While I am 100% convinced that Dall-E and Stable Diffusion are 100% commiting copyright infringement, I’m not so sure about ChatGPT.
I’ve been exploring several different products and services to help with my writing which has exposed me to much more of the intricacies of natural language models and from everything I’ve seen ChatGPT doesn’t work anywhere near the same as StableDiffusion or Dall-E.
They’re basically a prediction engine.
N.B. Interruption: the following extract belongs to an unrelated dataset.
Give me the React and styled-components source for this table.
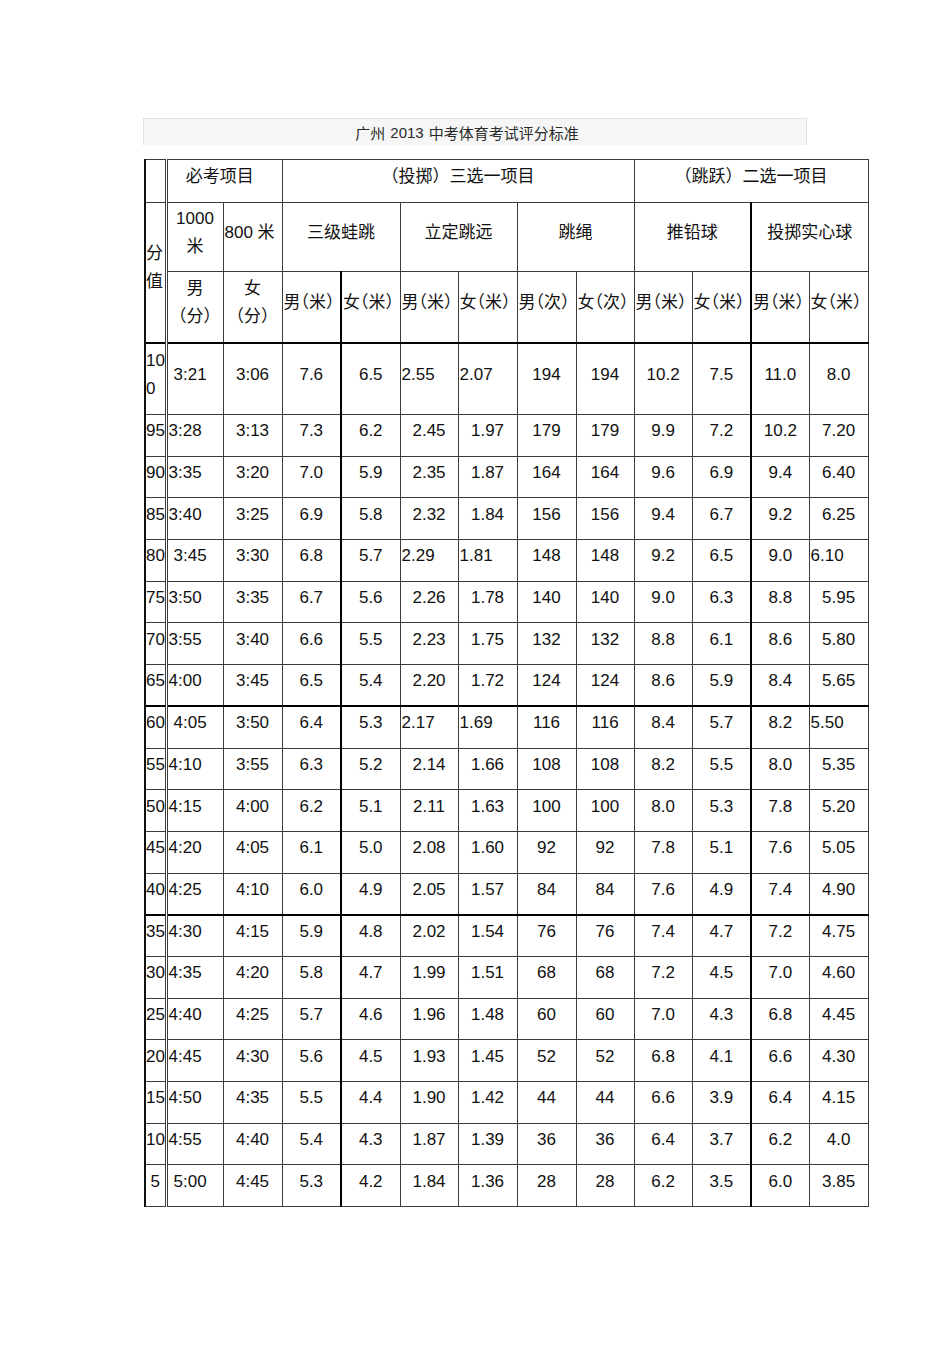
import styled, { createGlobalStyle } from 'styled-components';

const GlobalStyle = createGlobalStyle`
    body {
        margin: 0;
        background: #ffffff;
        font-family: "Liberation Sans", "Noto Sans CJK SC", sans-serif;
        color: #111111;
    }
`;

const widths = [21, 57, 59, 59, 59, 58, 59, 59, 58, 58, 59, 58, 59];

// align: 'c' centered, 'l' left aligned, 'i' left aligned with small indent
const rows = [
    ['100', ['3:21', 'i'], '3:06', '7.6', '6.5', ['2.55', 'l'], ['2.07', 'l'], '194', '194', '10.2', '7.5', '11.0', '8.0'],
    ['95', ['3:28', 'l'], '3:13', '7.3', '6.2', '2.45', '1.97', '179', '179', '9.9', '7.2', '10.2', '7.20'],
    ['90', ['3:35', 'l'], '3:20', '7.0', '5.9', '2.35', '1.87', '164', '164', '9.6', '6.9', '9.4', '6.40'],
    ['85', ['3:40', 'l'], '3:25', '6.9', '5.8', '2.32', '1.84', '156', '156', '9.4', '6.7', '9.2', '6.25'],
    ['80', ['3:45', 'i'], '3:30', '6.8', '5.7', ['2.29', 'l'], ['1.81', 'l'], '148', '148', '9.2', '6.5', '9.0', ['6.10', 'l']],
    ['75', ['3:50', 'l'], '3:35', '6.7', '5.6', '2.26', '1.78', '140', '140', '9.0', '6.3', '8.8', '5.95'],
    ['70', ['3:55', 'l'], '3:40', '6.6', '5.5', '2.23', '1.75', '132', '132', '8.8', '6.1', '8.6', '5.80'],
    ['65', ['4:00', 'l'], '3:45', '6.5', '5.4', '2.20', '1.72', '124', '124', '8.6', '5.9', '8.4', '5.65'],
    ['60', ['4:05', 'i'], '3:50', '6.4', '5.3', ['2.17', 'l'], ['1.69', 'l'], '116', '116', '8.4', '5.7', '8.2', ['5.50', 'l']],
    ['55', ['4:10', 'l'], '3:55', '6.3', '5.2', '2.14', '1.66', '108', '108', '8.2', '5.5', '8.0', '5.35'],
    ['50', ['4:15', 'l'], '4:00', '6.2', '5.1', '2.11', '1.63', '100', '100', '8.0', '5.3', '7.8', '5.20'],
    ['45', ['4:20', 'l'], '4:05', '6.1', '5.0', '2.08', '1.60', '92', '92', '7.8', '5.1', '7.6', '5.05'],
    ['40', ['4:25', 'l'], '4:10', '6.0', '4.9', '2.05', '1.57', '84', '84', '7.6', '4.9', '7.4', '4.90'],
    ['35', ['4:30', 'l'], '4:15', '5.9', '4.8', '2.02', '1.54', '76', '76', '7.4', '4.7', '7.2', '4.75'],
    ['30', ['4:35', 'l'], '4:20', '5.8', '4.7', '1.99', '1.51', '68', '68', '7.2', '4.5', '7.0', '4.60'],
    ['25', ['4:40', 'l'], '4:25', '5.7', '4.6', '1.96', '1.48', '60', '60', '7.0', '4.3', '6.8', '4.45'],
    ['20', ['4:45', 'l'], '4:30', '5.6', '4.5', '1.93', '1.45', '52', '52', '6.8', '4.1', '6.6', '4.30'],
    ['15', ['4:50', 'l'], '4:35', '5.5', '4.4', '1.90', '1.42', '44', '44', '6.6', '3.9', '6.4', '4.15'],
    ['10', ['4:55', 'l'], '4:40', '5.4', '4.3', '1.87', '1.39', '36', '36', '6.4', '3.7', '6.2', '4.0'],
    [['5', 'c'], ['5:00', 'i'], '4:45', '5.3', '4.2', '1.84', '1.36', '28', '28', '6.2', '3.5', '6.0', '3.85'],
];

const thickRows = ['100', '60', '35'];

const units = ['米', '米', '米', '米', '次', '次', '米', '米', '米', '米'];

function App() {
    return (
        <Page>
            <GlobalStyle />
            <TitleBar>广州<Year>2013</Year>中考体育考试评分标准</TitleBar>
            <ScoreTable>
                <colgroup>
                    {widths.map((w, i) => <col key={i} style={{ width: w }} />)}
                </colgroup>
                <tbody>
                    <tr>
                        <Cell $h={43} $double></Cell>
                        <Cell colSpan={2}>必考项目&nbsp;&nbsp;</Cell>
                        <Cell colSpan={6}>（投掷）三选一项目</Cell>
                        <Cell colSpan={4}>（跳跃）二选一项目</Cell>
                    </tr>
                    <tr>
                        <Cell rowSpan={2} $align="s" $double $lines>分<br />值</Cell>
                        <Cell $h={69} $lines>1000<br />米</Cell>
                        <Cell $align="l">800 米</Cell>
                        <Cell colSpan={2}>三级蛙跳</Cell>
                        <Cell colSpan={2}>立定跳远</Cell>
                        <Cell colSpan={2}>跳绳</Cell>
                        <Cell colSpan={2}>推铅球</Cell>
                        <Cell colSpan={2} $thickLeft>投掷实心球</Cell>
                    </tr>
                    <tr>
                        <Cell $h={71} $lines><Label>男<br />（分）</Label></Cell>
                        <Cell $lines><Label>女<br />（分）</Label></Cell>
                        {units.map((u, i) => (
                            <Cell key={i} $align="l" $thickLeft={i === 1 || i === 8}>
                                <Label>{i % 2 === 0 ? '男' : '女'}（{u}）</Label>
                            </Cell>
                        ))}
                    </tr>
                    {rows.map((row) => {
                        const score = Array.isArray(row[0]) ? row[0][0] : row[0];
                        return (
                            <tr key={score}>
                                {row.map((v, i) => {
                                    const [text, align] = Array.isArray(v) ? v : [v, i === 0 ? 's' : 'c'];
                                    const first = i === 0;
                                    return (
                                        <Cell
                                            key={i}
                                            $h={score === '100' ? 72 : 41.7}
                                            $align={align}
                                            $double={first}
                                            $lines={first && score === '100'}
                                            $thickTop={thickRows.includes(score)}
                                            $thickLeft={i === 4 || i === 11}
                                        >
                                            {first && text === '100' ? <>10<br />0</> : text}
                                        </Cell>
                                    );
                                })}
                            </tr>
                        );
                    })}
                </tbody>
            </ScoreTable>
        </Page>
    );
}

const Page = styled.div`
    padding: 118px 0 120px 143px;
`;

const TitleBar = styled.div`
    box-sizing: border-box;
    width: 664px;
    height: 27px;
    background: #f6f6f6;
    border: 1px solid #e2e2e2;
    border-bottom: none;
    display: flex;
    align-items: center;
    justify-content: center;
    padding-right: 16px;
    font-size: 15px;
    color: #2a2a2a;
    margin-bottom: 14px;
`;

const Year = styled.span`
    margin: 0 5px;
`;

const ScoreTable = styled.table`
    border-collapse: collapse;
    table-layout: fixed;
    width: 724px;
    margin-left: 1px;
`;

const Label = styled.span`
    font-feature-settings: "halt";
`;

const pads = { i: '6px', l: '1px', s: '0', c: '0' };

const Cell = styled.td`
    border: 1px solid #3c3c3c;
    border-top: ${(p) => (p.$thickTop ? '2px solid #000000' : '1px solid #3c3c3c')};
    border-left: ${(p) => (p.$thickLeft ? '2px solid #000000' : '1px solid #3c3c3c')};
    ${(p) => p.$double && 'border-right: 3px double #3c3c3c; border-left: 2px solid #111111;'}
    height: ${(p) => (p.$h ? `${p.$h}px` : 'auto')};
    padding: 0 0 8px ${(p) => pads[p.$align] || '0'};
    text-align: ${(p) => (p.$align === 'c' || !p.$align ? 'center' : 'left')};
    vertical-align: middle;
    font-size: 17px;
    line-height: ${(p) => (p.$lines ? '28px' : '20px')};
    white-space: nowrap;
    overflow: visible;
    box-sizing: border-box;
`;

export default App;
They break down words and into “tokens” which are usually 4 characters long (but not always) and they predict the pattern of tokens that would follow.
Since every word is itself comprised of individual “tokens” (as in “letters”), and every sentence is comprised of individual “tokens” (as in “words”), the only thing ChatGPT is really doing is predicting the expected next sequence of “tokens” (words and sentences) to respond to a given a query.
And that’s where the training comes in. Loading those probability matrices with lots and lots of text.
So that if someone were to ask ChatGPT to finish the following sentence, “The quick brown fox…” it will respond with “…jumped over the lazy dog.” Because it’s seen lots and lots of references to that same phrase.
But as far as ChatGPT is concerned, it could just as easily be “Lorem Ipsum Dolar Sit Amet” too. It doesn’t really care. ?